Chaplaincy services have been cut in almost 40 per cent of NHS hospital trusts in England since 2009, according to new research.
Responding to the figures, a hospital chaplain leader commented: “If the hospital provides nothing for a person who has a religious faith then they’re failing that aspect of that person’s holistic care.”
According to the figures 39 per cent of acute hospital trusts – the groups that manage hospitals – have fewer chaplains in 2013 compared to 2009.
The research was carried out by BBC Local Radio using a Freedom of Information request to 163 acute hospital NHS trusts in England. Of those approached, 160 trusts responded.
The research found that 47 per cent of trusts had fewer chaplaincy hours while 25 per cent had increased hours.
Overall there had been a cut of 8.5 per cent in the number of chaplaincy hours at the trusts.
Revd Mark Burleigh, who is the president of the College of Healthcare Chaplains, said: “If that person’s illness is providing them with a religious crisis, or if the person is dying and the family is very anxious that someone should come and say prayers in line with that person’s faith, then it is part of the care offered by the hospital to ensure that that happens.
“One can’t rely on volunteers to come in in the middle of the night to provide those prayers.
“They need to be members of staff who are trained and equipped and who understand hospitals”, added Revd Burleigh, who is also lead chaplain at the University Hospitals of Leicester NHS Trust.

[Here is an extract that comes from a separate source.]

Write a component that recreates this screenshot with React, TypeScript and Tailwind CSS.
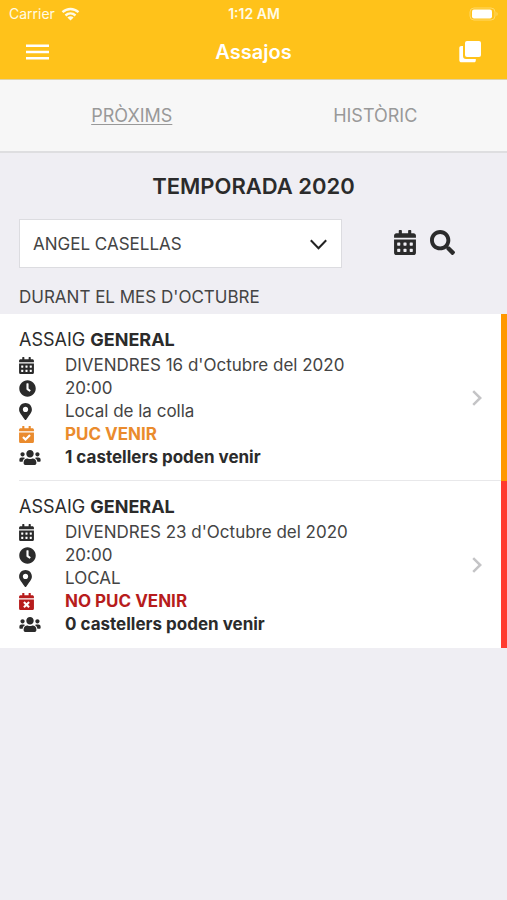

He commented that chaplaincy services need not be “immune” to wider NHS financial savings, “as long as the understanding remains that the chaplaincy service is a valuable part of the clinical care of the patient”.
The National Secular Society, which has campaigned against the current system of NHS chaplains, said: “There must be other ways of doing this.”
“If the churches and other religious bodies think chaplains are so important really they must make some other arrangement.”